§ **GIVEN PROBLEM**
Return the material word for word. Do not include the pictures.

═════ DATA SHOWN ═════

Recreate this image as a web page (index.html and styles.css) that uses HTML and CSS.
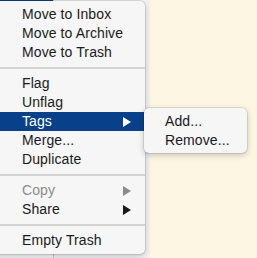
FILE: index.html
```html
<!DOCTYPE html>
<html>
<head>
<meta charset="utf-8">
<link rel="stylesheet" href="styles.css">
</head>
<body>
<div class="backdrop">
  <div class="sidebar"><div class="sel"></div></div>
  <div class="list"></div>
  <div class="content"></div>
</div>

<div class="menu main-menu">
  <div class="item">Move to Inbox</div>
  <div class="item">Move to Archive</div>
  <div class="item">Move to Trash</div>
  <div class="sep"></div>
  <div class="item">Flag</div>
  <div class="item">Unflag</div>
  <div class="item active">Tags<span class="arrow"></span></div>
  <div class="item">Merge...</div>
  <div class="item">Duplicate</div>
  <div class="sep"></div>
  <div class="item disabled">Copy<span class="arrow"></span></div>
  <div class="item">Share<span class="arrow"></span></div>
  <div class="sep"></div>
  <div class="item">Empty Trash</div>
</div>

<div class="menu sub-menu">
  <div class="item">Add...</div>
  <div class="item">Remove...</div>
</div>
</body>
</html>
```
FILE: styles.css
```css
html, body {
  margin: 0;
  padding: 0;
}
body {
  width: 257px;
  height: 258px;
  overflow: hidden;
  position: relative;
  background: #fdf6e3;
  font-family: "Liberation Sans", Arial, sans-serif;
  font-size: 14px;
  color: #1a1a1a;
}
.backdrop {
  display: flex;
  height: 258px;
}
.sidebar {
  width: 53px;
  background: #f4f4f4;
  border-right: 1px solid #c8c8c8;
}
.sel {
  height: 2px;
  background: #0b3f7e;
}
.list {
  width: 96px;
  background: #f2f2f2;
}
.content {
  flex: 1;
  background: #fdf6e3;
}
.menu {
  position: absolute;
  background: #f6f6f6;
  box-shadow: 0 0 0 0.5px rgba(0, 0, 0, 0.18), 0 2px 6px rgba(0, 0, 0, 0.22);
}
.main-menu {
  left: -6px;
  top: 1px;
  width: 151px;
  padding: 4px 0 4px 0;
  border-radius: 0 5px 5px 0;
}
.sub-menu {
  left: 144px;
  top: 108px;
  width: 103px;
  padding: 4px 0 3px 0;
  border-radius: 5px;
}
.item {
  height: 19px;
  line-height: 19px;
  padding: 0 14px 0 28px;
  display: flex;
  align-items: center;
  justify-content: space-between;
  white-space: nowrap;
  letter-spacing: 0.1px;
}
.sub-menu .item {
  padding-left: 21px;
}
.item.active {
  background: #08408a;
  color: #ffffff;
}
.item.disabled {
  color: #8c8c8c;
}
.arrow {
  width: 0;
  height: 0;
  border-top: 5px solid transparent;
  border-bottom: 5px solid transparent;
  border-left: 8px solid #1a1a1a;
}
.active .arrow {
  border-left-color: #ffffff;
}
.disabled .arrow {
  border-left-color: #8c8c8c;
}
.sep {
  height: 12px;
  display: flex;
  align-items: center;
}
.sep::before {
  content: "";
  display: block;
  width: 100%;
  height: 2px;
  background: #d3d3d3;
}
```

═════

§ **WRITTEN ANSWER**
Recreate this image as a web page (index.html and styles.css) that uses HTML and CSS.
FILE: index.html
```html
<!DOCTYPE html>
<html>
<head>
<meta charset="utf-8">
<link rel="stylesheet" href="styles.css">
</head>
<body>
<div class="backdrop">
  <div class="sidebar"><div class="sel"></div></div>
  <div class="list"></div>
  <div class="content"></div>
</div>

<div class="menu main-menu">
  <div class="item">Move to Inbox</div>
  <div class="item">Move to Archive</div>
  <div class="item">Move to Trash</div>
  <div class="sep"></div>
  <div class="item">Flag</div>
  <div class="item">Unflag</div>
  <div class="item active">Tags<span class="arrow"></span></div>
  <div class="item">Merge...</div>
  <div class="item">Duplicate</div>
  <div class="sep"></div>
  <div class="item disabled">Copy<span class="arrow"></span></div>
  <div class="item">Share<span class="arrow"></span></div>
  <div class="sep"></div>
  <div class="item">Empty Trash</div>
</div>

<div class="menu sub-menu">
  <div class="item">Add...</div>
  <div class="item">Remove...</div>
</div>
</body>
</html>
```
FILE: styles.css
```css
html, body {
  margin: 0;
  padding: 0;
}
body {
  width: 257px;
  height: 258px;
  overflow: hidden;
  position: relative;
  background: #fdf6e3;
  font-family: "Liberation Sans", Arial, sans-serif;
  font-size: 14px;
  color: #1a1a1a;
}
.backdrop {
  display: flex;
  height: 258px;
}
.sidebar {
  width: 53px;
  background: #f4f4f4;
  border-right: 1px solid #c8c8c8;
}
.sel {
  height: 2px;
  background: #0b3f7e;
}
.list {
  width: 96px;
  background: #f2f2f2;
}
.content {
  flex: 1;
  background: #fdf6e3;
}
.menu {
  position: absolute;
  background: #f6f6f6;
  box-shadow: 0 0 0 0.5px rgba(0, 0, 0, 0.18), 0 2px 6px rgba(0, 0, 0, 0.22);
}
.main-menu {
  left: -6px;
  top: 1px;
  width: 151px;
  padding: 4px 0 4px 0;
  border-radius: 0 5px 5px 0;
}
.sub-menu {
  left: 144px;
  top: 108px;
  width: 103px;
  padding: 4px 0 3px 0;
  border-radius: 5px;
}
.item {
  height: 19px;
  line-height: 19px;
  padding: 0 14px 0 28px;
  display: flex;
  align-items: center;
  justify-content: space-between;
  white-space: nowrap;
  letter-spacing: 0.1px;
}
.sub-menu .item {
  padding-left: 21px;
}
.item.active {
  background: #08408a;
  color: #ffffff;
}
.item.disabled {
  color: #8c8c8c;
}
.arrow {
  width: 0;
  height: 0;
  border-top: 5px solid transparent;
  border-bottom: 5px solid transparent;
  border-left: 8px solid #1a1a1a;
}
.active .arrow {
  border-left-color: #ffffff;
}
.disabled .arrow {
  border-left-color: #8c8c8c;
}
.sep {
  height: 12px;
  display: flex;
  align-items: center;
}
.sep::before {
  content: "";
  display: block;
  width: 100%;
  height: 2px;
  background: #d3d3d3;
}
```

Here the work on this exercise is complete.